After concluding his military service in 1964, Dubus moved with his wife and their four children to Iowa City, where he was to earn his MFA from the prestigious Iowa Writers’ Workshop at the University of Iowa. While there, he studied under acclaimed novelist and short story writer Richard Yates, whose particular brand of realism would inform Dubus’s work in the years to come. In 1966, Dubus relocated to New England, teaching English and creative writing at Bradford College in Bradford, Massachusetts, and beginning his own career as an author.

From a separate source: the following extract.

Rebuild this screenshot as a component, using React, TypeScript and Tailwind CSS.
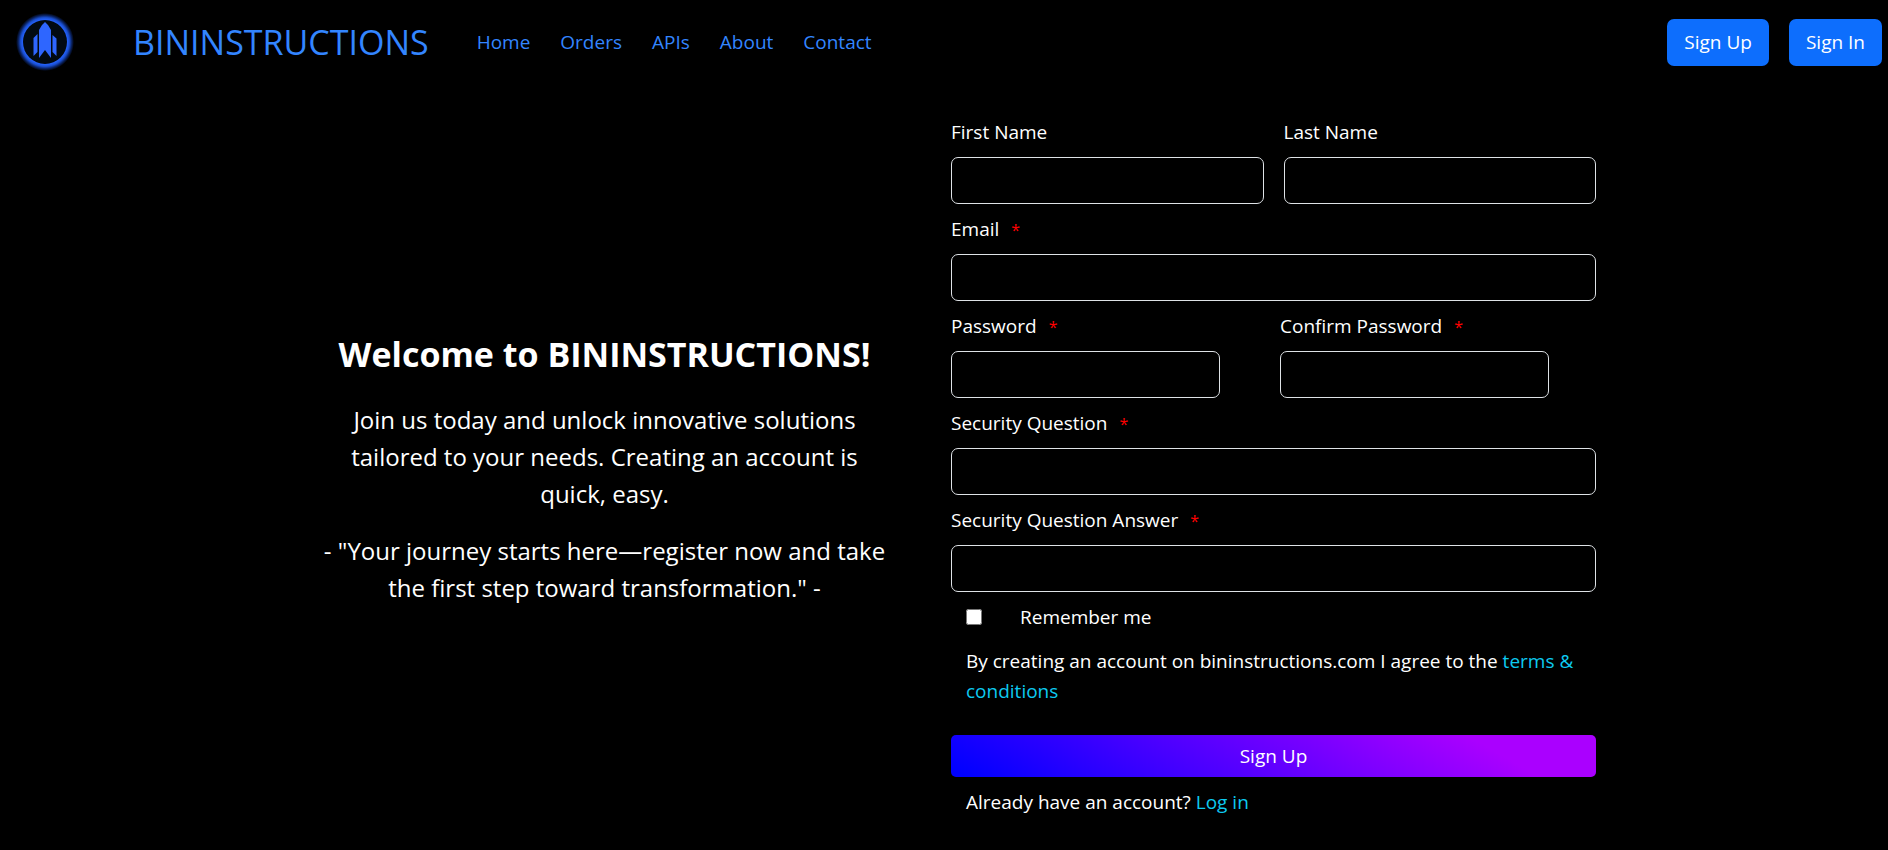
import type { ReactNode } from "react";

const navItems = ["Home", "Orders", "APIs", "About", "Contact"];

function Logo() {
  return (
    <svg width="60" height="60" viewBox="0 0 60 60" aria-hidden="true">
      <defs>
        <radialGradient id="glow">
          <stop offset="0.76" stopColor="#2563ff" />
          <stop offset="0.84" stopColor="#1a4fd0" />
          <stop offset="0.92" stopColor="#0a2260" />
          <stop offset="1" stopColor="#000000" />
        </radialGradient>
      </defs>
      <circle cx="30" cy="30" r="29" fill="url(#glow)" />
      <circle cx="30" cy="30" r="22" fill="#020a12" />
      <path
        fill="#2e66ff"
        d="M30 10l3 3 3 5v28l-6-8-6 8V18l3-5zM22.500 22v18l-4 4V26zM37.500 23l4 3.500V44l-4-4z"
      />
    </svg>
  );
}

type FieldProps = {
  id: string;
  label: string;
  type?: string;
  required?: boolean;
  className?: string;
};

function Field({ id, label, type = "text", required = false, className = "" }: FieldProps) {
  return (
    <div className={className}>
      <label htmlFor={id} className="mb-[10px] block leading-[30px]">
        {label}
        {required && <span className="ml-3 text-base leading-none text-[#ff0000]">*</span>}
      </label>
      <input
        id={id}
        type={type}
        required={required}
        className="block h-[47px] w-full rounded-[7px] border border-[#dee2e6] bg-black px-4 text-white"
      />
    </div>
  );
}

function TextLink({ children }: { children: ReactNode }) {
  return (
    <a href="#" className="text-[#0dcaf0]">
      {children}
    </a>
  );
}

export default function App() {
  return (
    <div className="min-h-screen bg-black font-['Open_Sans','Noto_Sans',sans-serif] text-[19px] leading-[30px] text-white">
      <header className="flex items-center pt-3 pr-[6px] pl-[15px]">
        <Logo />
        <a href="#" className="ml-[58px] text-[34px] leading-[60px] text-[#3385ff]">
          BININSTRUCTIONS
        </a>
        <nav className="ml-12 flex gap-[30px] text-[#3385ff]">
          {navItems.map((item) => (
            <a key={item} href="#">
              {item}
            </a>
          ))}
        </nav>
        <div className="ml-auto flex gap-5">
          <button type="button" className="h-[47px] rounded-[7px] bg-[#0d6efd] px-[17px]">
            Sign Up
          </button>
          <button type="button" className="h-[47px] rounded-[7px] bg-[#0d6efd] px-[17px]">
            Sign In
          </button>
        </div>
      </header>

      <main className="mx-auto mt-[45px] grid max-w-[1324px] grid-cols-2 gap-6 pr-[10px]">
        <section className="flex flex-col items-center justify-center gap-5 px-[40px] pt-1 text-center text-[24px] leading-[37px]">
          <h1 className="mb-1 text-[34px] leading-[45px] font-bold">Welcome to BININSTRUCTIONS!</h1>
          <p className="max-w-[530px]">
            Join us today and unlock innovative solutions tailored to your needs. Creating an account is quick, easy.
          </p>
          <p>- "Your journey starts here—register now and take the first step toward transformation." -</p>
        </section>

        <form className="flex flex-col gap-[10px]">
          <div className="grid grid-cols-2 gap-5">
            <Field id="first-name" label="First Name" />
            <Field id="last-name" label="Last Name" />
          </div>
          <Field id="email" label="Email" type="email" required />
          <div className="flex gap-[60px] pr-[47px]">
            <Field id="password" label="Password" type="password" required className="flex-1" />
            <Field id="confirm-password" label="Confirm Password" type="password" required className="flex-1" />
          </div>
          <Field id="question" label="Security Question" required />
          <Field id="answer" label="Security Question Answer" required />
          <div className="flex items-center px-[15px]">
            <input id="remember" type="checkbox" className="size-4" />
            <label htmlFor="remember" className="ml-[38px]">
              Remember me
            </label>
          </div>
          <p className="mt-1 px-[15px]">
            By creating an account on bininstructions.com I agree to the <TextLink>terms &amp; conditions</TextLink>
          </p>
          <button
            type="submit"
            className="mt-[19px] h-[42px] rounded-[5px] bg-[linear-gradient(30deg,#0000ff_2%,#aa00ff_82%)]"
          >
            Sign Up
          </button>
          <p className="px-[15px]">
            Already have an account? <TextLink>Log in</TextLink>
          </p>
        </form>
      </main>
    </div>
  );
}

Over an illustrious career, he wrote a total of six collections of short
fiction, two collections of essays, one novel, and a stand-alone novella, Voices from the Moon (1984)—about a young boy who must come to terms with his faith in the wake of two family divorces—and was awarded the Boston Globe’s first annual Lawrence L. Winship Award, the PEN/Malamud Award, the Rea Award for the Short Story, and the Jean Stein Award from the American Academy of Arts and Letters, as well as fellowships from the Guggenheim and MacArthur Foundations.
In the summer of 1986, tragedy struck when Dubus pulled over to help two disabled motorists on a highway between Boston and his home in Haverhill, Massachusetts. As he exited his car, another vehicle swerved and hit him. The accident crushed both his legs and would confine him to a wheelchair for the rest of his life. Plagued by residual pain, he sunk into a depression that was further exacerbated by his divorce from his third wife, Peggy, and subsequent estrangement from their two young daughters, Cadence and Madeleine. Buoyed by his faith, he continued to write—in his final decade, he would pen two books of autobiographical essays, Broken Vessels (1991) and Meditations from a Moveable Chair (1998), and a final collection of short stories, Dancing After Hours (1996), which was a National Book Critics Circle Award finalist—and even held a workshop for young writers at his home each week.